I remember the first time I hit someone that desired me to hit them, and consented for me to ‘punish’ their naughty, bad-boy ways. There was that awkward internal struggle, of course. How can I possibly hit someone, even if they want me to? Will I get arrested? Will they scream ‘assault’? How do I know how hard to hit, and alternately, what if I don’t hit hard enough? Just how the hell am I supposed to do this?
It’s a long way from where I am now, I guess. Not that there’s anything wrong, just different lives. I was 18… probably 19, actually. In a different country. Struggling to pay for anything. No British dole there, just do what you must to survive. It was before I worked in the nursing home, before I worked in the card shop. I was young, I went clubbing with the mates I had. They happened to be anyone I met, really. If I happened across people around my age, that was socialising. Beggars can’t be choosers and all that. Anyway. I am straying from the point. Or perhaps more appropriately, the tip.

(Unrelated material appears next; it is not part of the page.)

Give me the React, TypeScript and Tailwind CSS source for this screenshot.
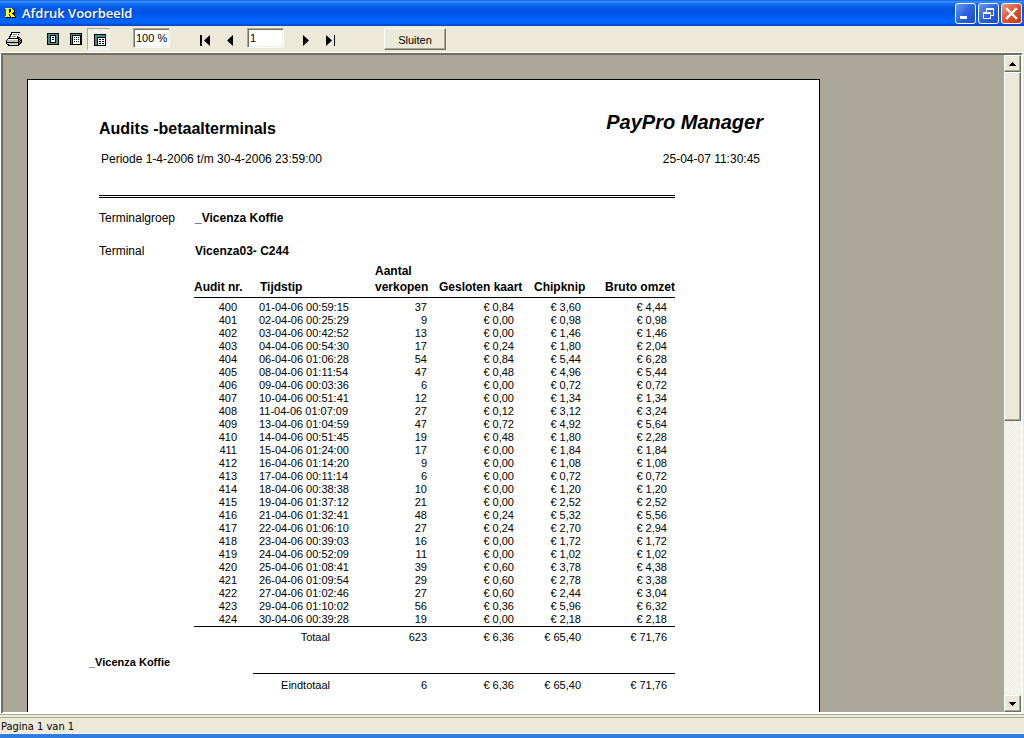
import type { ReactNode } from "react";

const audits = [
  ["400", "01-04-06 00:59:15", "37", "0,84", "3,60", "4,44"],
  ["401", "02-04-06 00:25:29", "9", "0,00", "0,98", "0,98"],
  ["402", "03-04-06 00:42:52", "13", "0,00", "1,46", "1,46"],
  ["403", "04-04-06 00:54:30", "17", "0,24", "1,80", "2,04"],
  ["404", "06-04-06 01:06:28", "54", "0,84", "5,44", "6,28"],
  ["405", "08-04-06 01:11:54", "47", "0,48", "4,96", "5,44"],
  ["406", "09-04-06 00:03:36", "6", "0,00", "0,72", "0,72"],
  ["407", "10-04-06 00:51:41", "12", "0,00", "1,34", "1,34"],
  ["408", "11-04-06 01:07:09", "27", "0,12", "3,12", "3,24"],
  ["409", "13-04-06 01:04:59", "47", "0,72", "4,92", "5,64"],
  ["410", "14-04-06 00:51:45", "19", "0,48", "1,80", "2,28"],
  ["411", "15-04-06 01:24:00", "17", "0,00", "1,84", "1,84"],
  ["412", "16-04-06 01:14:20", "9", "0,00", "1,08", "1,08"],
  ["413", "17-04-06 00:11:14", "6", "0,00", "0,72", "0,72"],
  ["414", "18-04-06 00:38:38", "10", "0,00", "1,20", "1,20"],
  ["415", "19-04-06 01:37:12", "21", "0,00", "2,52", "2,52"],
  ["416", "21-04-06 01:32:41", "48", "0,24", "5,32", "5,56"],
  ["417", "22-04-06 01:06:10", "27", "0,24", "2,70", "2,94"],
  ["418", "23-04-06 00:39:03", "16", "0,00", "1,72", "1,72"],
  ["419", "24-04-06 00:52:09", "11", "0,00", "1,02", "1,02"],
  ["420", "25-04-06 01:08:41", "39", "0,60", "3,78", "4,38"],
  ["421", "26-04-06 01:09:54", "29", "0,60", "2,78", "3,38"],
  ["422", "27-04-06 01:02:46", "27", "0,60", "2,44", "3,04"],
  ["423", "29-04-06 01:10:02", "56", "0,36", "5,96", "6,32"],
  ["424", "30-04-06 00:39:28", "19", "0,00", "2,18", "2,18"],
];

const checker =
  "bg-[conic-gradient(#ffffff_25%,#ece9d8_0_50%,#ffffff_0_75%,#ece9d8_0)] bg-[length:2px_2px]";
const raised =
  "border border-t-white border-l-white border-r-[#716f64] border-b-[#716f64] bg-[#ece9d8] shadow-[inset_-1px_-1px_0_#aca899]";
const sunken =
  "border border-t-[#aca899] border-l-[#aca899] border-r-white border-b-white shadow-[inset_1px_1px_0_#716f64,inset_-1px_-1px_0_#f1efe2]";

function ToolButton({ label, children }: { label: string; children: ReactNode }) {
  return (
    <button aria-label={label} className="flex size-[22px] shrink-0 items-center justify-center">
      {children}
    </button>
  );
}

function PrinterIcon() {
  return (
    <svg width="16" height="14" viewBox="0 0 16 14" shapeRendering="crispEdges">
      <path d="M5 0h9v1h-1v2h-1v2h2v1h1v1h1v4h-1v1h-1v1h-1v1H2v-1H1v-1H0V8h1V7h1V6h1V4h1V2h1z" fill="#000" />
      <path d="M6 1h7v1h-1v2h-1v2H4V5h1V3h1z" fill="#fff" />
      <path d="M7 2h4v1H7zM6 4h4v1H6z" fill="#808080" />
      <path d="M2 7h10v1H2z" fill="#fff" />
      <path d="M1 8h11v2H1z" fill="#c0c0c0" />
      <path d="M1 11h11v1H1z" fill="#c0c0c0" />
      <path d="M13 6h1v1h-1zM14 7h1v1h-1zM13 8h1v1h-1zM14 9h1v1h-1zM13 10h1v1h-1z" fill="#a0a0a0" />
      <path d="M8 9h3v1H8z" fill="#f0e000" />
      <path d="M3 12h9v1H3z" fill="#e0e0e0" />
    </svg>
  );
}

function PageFrame({ children }: { children: ReactNode }) {
  return (
    <svg width="12" height="12" viewBox="0 0 12 12" shapeRendering="crispEdges">
      <path d="M0 0h12v12H0z" fill="#000" />
      <path d="M1 1h10v10H1z" fill="#3e8f8c" />
      {children}
    </svg>
  );
}

function NavIcon({ d }: { d: string }) {
  return (
    <svg width="12" height="12" viewBox="0 0 12 12">
      <path d={d} />
    </svg>
  );
}

function CaptionButton({ label, className, children }: { label: string; className: string; children: ReactNode }) {
  return (
    <button
      aria-label={label}
      className={`flex size-[21px] items-center justify-center rounded-[3px] border border-white ${className}`}
    >
      <svg width="19" height="19" viewBox="0 0 19 19" fill="none" stroke="#fff">
        {children}
      </svg>
    </button>
  );
}

function TitleBar() {
  const blue = "bg-linear-to-br from-[#6c96f2] via-[#2d63e0] to-[#1a4bc8]";
  return (
    <header className="flex h-[26px] shrink-0 items-center bg-[linear-gradient(#0a5be8_0%,#3a91fb_6%,#1672f4_14%,#0559e8_28%,#0054e4_50%,#0060fa_70%,#0066ff_88%,#0050d8_94%,#003cc0_100%)] pr-0.5 pl-[5px]">
      <svg width="11" height="12" viewBox="0 0 11 12" shapeRendering="crispEdges">
        <path d="M1 2h8v1h1v3H9v1h1v2h1v2H7V9H6v2H1V9h1V4H1z" fill="#000" />
        <path d="M0 1h7v1h1v1h1v2H8v1H7v1h1v1h1v1h1v1H6V9H5V7H4v2h1v1H0V9h1V2H0zM4 2v4h1V5h1V2z" fill="#ffff00" fillRule="evenodd" />
      </svg>
      <h1 className="ml-1.5 flex-1 font-['Open_Sans','Noto_Sans',sans-serif] text-[13px] leading-4 font-semibold text-white [text-shadow:1px_1px_0_#0a3aa0]">
        Afdruk Voorbeeld
      </h1>
      <div className="flex gap-0.5">
        <CaptionButton label="Minimaliseren" className={blue}>
          <path d="M4 13.5h7" strokeWidth="3" />
        </CaptionButton>
        <CaptionButton label="Verkleinen" className={blue}>
          <path d="M7 5.5h8M7.5 5v3M14.5 5v7M11 11.5h4" />
          <path d="M7 4.5h8M4 8.5h8" />
          <path d="M4.500 9.500h7v5h-7z" />
        </CaptionButton>
        <CaptionButton label="Sluiten" className="bg-linear-to-br from-[#f09a80] via-[#e0512c] to-[#c33a12]">
          <path d="M5 5l9 9M14 5l-9 9" strokeWidth="2.400" strokeLinecap="square" />
        </CaptionButton>
      </div>
    </header>
  );
}

function Toolbar() {
  const field = `h-5 w-[37px] shrink-0 bg-white pl-0.5 text-[11px] leading-4 outline-none ${sunken}`;
  return (
    <div className="flex h-[26px] shrink-0 items-start pt-0.5 pl-[3px]">
      <ToolButton label="Afdrukken"><PrinterIcon /></ToolButton>
      <div className="ml-[17px] flex gap-px">
        <ToolButton label="Hele pagina">
          <PageFrame>
            <path d="M3 2h6v8H3z" fill="#000" />
            <path d="M4 3h4v6H4z" fill="#fff" />
            <path d="M5 4h2v1H5zM5 6h2v1H5z" fill="#000" />
          </PageFrame>
        </ToolButton>
        <ToolButton label="Paginabreedte">
          <PageFrame>
            <path d="M2 2h9v10H2z" fill="#000" />
            <path d="M3 3h7v8H3z" fill="#fff" />
            <path d="M4 4h1v1H4zM6 4h1v1H6zM8 4h1v1H8zM4 6h1v1H4zM6 6h1v1H6zM8 6h1v1H8zM4 8h1v1H4zM6 8h1v1H6zM8 8h1v1H8z" fill="#000" />
          </PageFrame>
        </ToolButton>
      </div>
      <button
        aria-label="Ware grootte"
        aria-pressed="true"
        className={`flex h-[22px] w-[23px] items-center border border-t-[#aca899] border-l-[#aca899] border-r-white border-b-white pt-0.5 pl-1.5 ${checker}`}
      >
        <PageFrame>
          <path d="M3 3h9v9H3z" fill="#000" />
          <path d="M4 4h7v7H4z" fill="#fff" />
          <path d="M5 5h2v1H5zM8 5h2v1H8zM5 7h2v1H5zM8 7h2v1H8zM5 9h2v1H5zM8 9h2v1H8z" fill="#000" />
        </PageFrame>
      </button>
      <input aria-label="Zoom" defaultValue="100 %" className={`ml-[23px] ${field}`} />
      <div className="ml-6 flex gap-[3px] pt-0.5">
        <ToolButton label="Eerste pagina">
          <NavIcon d="M1 0h2v11H1zM11 0v11L5 5.500z" />
        </ToolButton>
        <ToolButton label="Vorige pagina">
          <NavIcon d="M9 0v11L3 5.500z" />
        </ToolButton>
      </div>
      <input aria-label="Pagina" defaultValue="1" className={`ml-1.5 ${field}`} />
      <div className="ml-[11px] flex gap-[3px] pt-0.5">
        <ToolButton label="Volgende pagina">
          <NavIcon d="M3 0v11l6-5.500z" />
        </ToolButton>
        <ToolButton label="Laatste pagina">
          <NavIcon d="M1 0v11l6-5.500zM9 0h1v11H9z" />
        </ToolButton>
      </div>
      <button className={`ml-[42px] h-[22px] w-[62px] pt-0.5 text-[11px] leading-4 ${raised}`}>Sluiten</button>
    </div>
  );
}

function Columns() {
  return (
    <colgroup>
      <col className="w-[59px]" />
      <col className="w-[120px]" />
      <col className="w-[57px]" />
      <col className="w-[93px]" />
      <col className="w-16" />
      <col className="w-[88px]" />
    </colgroup>
  );
}

function Amounts({ values }: { values: string[] }) {
  const [count, card, chip, gross] = values;
  return (
    <>
      <td className="pr-[3px] text-right">{count}</td>
      <td className="pr-[9px] text-right">€ {card}</td>
      <td className="pr-[6px] text-right">€ {chip}</td>
      <td className="pr-2 text-right">€ {gross}</td>
    </>
  );
}

function AuditTable() {
  return (
    <table className="mt-1 ml-[95px] w-[481px] table-fixed text-[11px] leading-[13px]">
      <Columns />
      <thead className="border-b border-black text-left align-bottom text-[12px] leading-4 whitespace-nowrap">
        <tr>
          <th className="pb-0.5">Audit nr.</th>
          <th className="pb-0.5 pl-[7px]">Tijdstip</th>
          <th className="pb-0.5 pl-0.5">Aantal<br />verkopen</th>
          <th className="pb-0.5 pl-[9px]">Gesloten kaart</th>
          <th className="pb-0.5 pl-[11px]">Chipknip</th>
          <th className="pb-0.5 text-right">Bruto omzet</th>
        </tr>
      </thead>
      <tbody className="before:block before:h-[3px]">
        {audits.map(([nr, time, ...values]) => (
          <tr key={nr}>
            <td className="pr-4 text-right">{nr}</td>
            <td className="pl-[6px]">{time}</td>
            <Amounts values={values} />
          </tr>
        ))}
      </tbody>
      <tfoot className="border-t border-black">
        <tr className="[&>*]:pt-1">
          <td />
          <th scope="row" className="pr-[43px] text-right font-normal">Totaal</th>
          <Amounts values={["623", "6,36", "65,40", "71,76"]} />
        </tr>
      </tfoot>
    </table>
  );
}

function Report() {
  return (
    <article className="w-[793px] shrink-0 overflow-hidden border border-b-0 border-black bg-white pt-[30px] pr-14 pl-[71px] text-[12px] leading-4">
      <div className="flex justify-between">
        <h2 className="mt-[9px] text-[16px] leading-5 font-bold">Audits -betaalterminals</h2>
        <p className="text-[20px] leading-6 font-bold italic">PayPro Manager</p>
      </div>
      <div className="mt-3 flex justify-between pr-[3px] pl-0.5">
        <p>Periode 1-4-2006 t/m 30-4-2006 23:59:00</p>
        <p>25-04-07 11:30:45</p>
      </div>
      <hr className="mt-7 w-[576px] border-t-3 border-double border-black" />
      <dl className="mt-3 grid grid-cols-[96px_1fr] gap-y-[17px]">
        <dt>Terminalgroep</dt>
        <dd className="font-bold">_Vicenza Koffie</dd>
        <dt>Terminal</dt>
        <dd className="font-bold">Vicenza03- C244</dd>
      </dl>
      <AuditTable />
      <p className="mt-[10px] -ml-[10px] text-[11px] font-bold">_Vicenza Koffie</p>
      <table aria-label="Eindtotaal" className="mt-[3px] ml-[95px] w-[481px] table-fixed text-[11px] leading-[13px]">
        <Columns />
        <tbody>
          <tr className="[&>*]:pt-[5px] [&>*+*]:border-t [&>*+*]:border-black">
            <td />
            <th scope="row" className="pr-[43px] text-right font-normal">Eindtotaal</th>
            <Amounts values={["6", "6,36", "65,40", "71,76"]} />
          </tr>
        </tbody>
      </table>
    </article>
  );
}

function ScrollBar() {
  const button = `flex h-[17px] shrink-0 items-center justify-center ${raised}`;
  return (
    <div className={`flex w-[17px] shrink-0 flex-col ${checker}`}>
      <button aria-label="Omhoog" className={button}>
        <svg width="7" height="4" viewBox="0 0 7 4" shapeRendering="crispEdges"><path d="M3 0h1v1h1v1h1v1h1v1H0V3h1V2h1V1h1z" /></svg>
      </button>
      <div className="min-h-0 flex-1">
        <div className={`h-[56%] ${raised}`} />
      </div>
      <button aria-label="Omlaag" className={button}>
        <svg width="7" height="4" viewBox="0 0 7 4" shapeRendering="crispEdges"><path d="M0 0h7v1H6v1H5v1H4v1H3V3H2V2H1V1H0z" /></svg>
      </button>
    </div>
  );
}

export default function App() {
  return (
    <div className="flex h-screen flex-col overflow-hidden bg-[#ece9d8] font-['Liberation_Sans',Arial,sans-serif] text-black">
      <TitleBar />
      <Toolbar />
      <main className="flex min-h-0 flex-1 border-t border-l border-white pr-px">
        <div className="flex min-w-0 flex-1 border-2 border-t-[#716f64] border-r-white border-b-white border-l-[#716f64] bg-[#aca899]">
          <div className="flex min-w-0 flex-1 overflow-hidden pt-6 pl-6">
            <Report />
          </div>
          <ScrollBar />
        </div>
      </main>
      <div className="mb-0.5 h-px shrink-0 bg-[#aca899]" />
      <footer className="h-[17px] shrink-0 border-t border-b border-t-[#aca899] border-b-white pl-px font-['DejaVu_Sans_Condensed','DejaVu_Sans',sans-serif] text-[11px] leading-[17px]">
        Pagina 1 van 1
      </footer>
      <div className="h-1 shrink-0 bg-[#2f7be0]" />
    </div>
  );
}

It was after a clubbing night out, dancing around to Britney Spears and the Divinyls and god knows what else was in the charts back then. The club was over about 4 levels, and at the top was the kink section. I know, you’d expect it to be in the basement. Especially with the heels you have to wear, and the stairs. I didn’t plan it, don’t blame me.
I had ventured up there on a dare, even though I already knew what was up there. I remember, blurrily through the haze of so many Smirnoff Ices people kissing on the stairs, and the clothing going from neons to shiny black. Big boots. Painted faces. What would be terrifying, I guess. Should have been, with my restricted upbringing. Instead I didn’t care. I carried on going, and explored this new territory. I didn’t care much for anything, back then. I had no fear. Nothing to lose.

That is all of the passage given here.